Stock Market

How to Use Stop-Loss and Take-Profit Strategies for Smart Investing

Investing in the stock market comes with risks and rewards. To navigate market volatility effectively, traders and investors use risk management tools such as stop-loss and take-profit orders. These strategies help in protecting capital and securing profits while reducing emotional decision-making. This blog will guide you on how to use these tools efficiently for smart investing.

What is a Stop-Loss Order?

A stop-loss order is a pre-set instruction to sell a stock once it reaches a specific price, limiting potential losses. It is an essential tool for traders looking to protect their capital against sharp downturns.

Benefits of Stop-Loss Orders:

  • Prevents Large Losses: Automatically exits a position before excessive losses occur.
  • Removes Emotional Trading: Avoids panic selling and impulsive decisions.
  • Provides Risk Control: Ensures that losses are kept within acceptable limits.

Types of Stop-Loss Orders:

  1. Fixed Stop-Loss: A set price level where the stock will be sold (e.g., 10% below purchase price).
  2. Trailing Stop-Loss: Adjusts dynamically based on stock movement, allowing for potential profit maximization.
  3. Time-Based Stop-Loss: Exits a position after a predetermined time, regardless of price movement.

What is a Take-Profit Order?

A take-profit order is a pre-determined instruction to sell a stock once it reaches a certain price, securing gains before a potential decline.

Benefits of Take-Profit Orders:

  • Locks in Profits: Ensures that gains are realized instead of waiting for further price movements.
  • Avoids Greed-Driven Decisions: Prevents holding onto a stock beyond a reasonable profit target.
  • Enhances Trade Discipline: Keeps trading strategies structured and well-planned.

How to Set a Take-Profit Order:

  1. Percentage-Based Approach: Selling when a stock gains a set percentage (e.g., 20% above entry price).
  2. Resistance Level Strategy: Selling when the price reaches a known resistance level.
  3. Risk-Reward Ratio: Maintaining a ratio like 1:2 (risking $10 to make $20).

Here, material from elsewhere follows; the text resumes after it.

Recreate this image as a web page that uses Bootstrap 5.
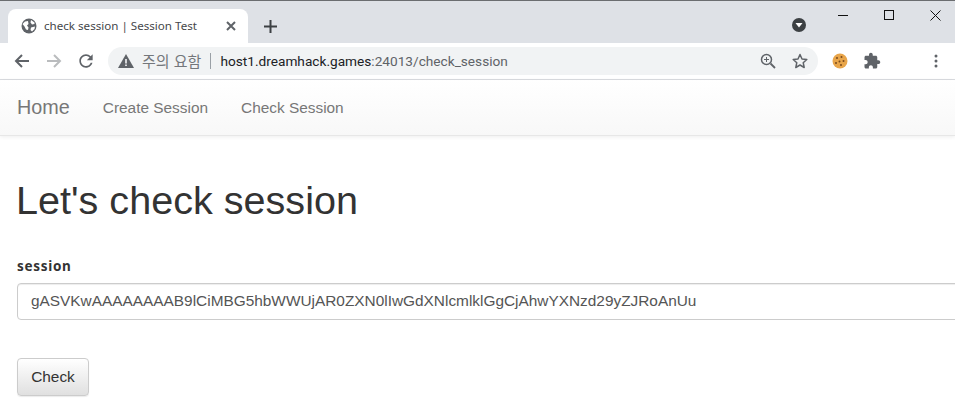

How to Use Stop-Loss and Take-Profit Strategies Effectively

1. Define Your Risk Tolerance

Before placing stop-loss or take-profit orders, assess how much loss you can bear on a trade. A general rule is not to risk more than 1-2% of your trading capital per trade.

2. Analyze Market Trends

Use technical analysis tools like moving averages, support/resistance levels, and trend lines to identify the best stop-loss and take-profit points.

3. Use a Trailing Stop-Loss

A trailing stop-loss allows you to lock in profits while giving room for upward price movement. For example, setting a 5% trailing stop ensures that if the stock rises, the stop-loss level also increases.

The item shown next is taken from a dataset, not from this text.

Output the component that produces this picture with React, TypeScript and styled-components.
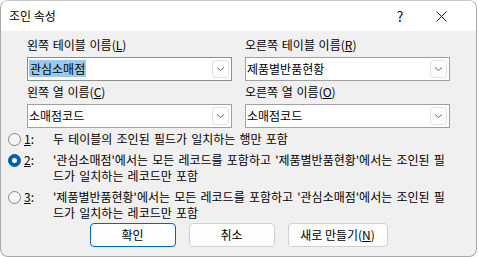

4. Balance Risk and Reward

A proper risk-reward ratio helps maintain profitability. Many traders use a 1:2 or 1:3 ratio, meaning they risk $1 to earn $2 or $3.

5. Avoid Setting Orders Too Tight or Too Wide

  • Too Tight: May trigger premature exits due to normal price fluctuations.
  • Too Wide: May result in significant losses before exit.

6. Adjust Based on Market Conditions

Stock markets are dynamic, so adjust stop-loss and take-profit levels based on volatility, earnings reports, or economic events.

Common Mistakes to Avoid

  • Not Using a Stop-Loss: Leads to uncontrolled losses in volatile markets.
  • Setting Stop-Loss Too Close: Increases chances of getting stopped out unnecessarily.
  • Ignoring Market Trends: Leads to ineffective stop-loss/take-profit placements.
  • Over-Reliance on Fixed Levels: Adjust according to market conditions instead of rigid percentages.

Conclusion

Using stop-loss and take-profit orders effectively is essential for risk management and profit optimization in stock trading. By defining your risk tolerance, analyzing market trends, and maintaining a balanced risk-reward ratio, you can make informed and disciplined investment decisions. These strategies help minimize emotional trading, protect your capital, and enhance long-term profitability.

Incorporate these techniques into your trading plan and practice them through paper trading before applying them in live markets. Always remember that investing involves risks, and having a well-structured strategy is the key to smart investing!

Disclaimer: This article is for educational purposes only and does not constitute financial advice. Always conduct your own research and consult with a financial advisor before making investment decisions.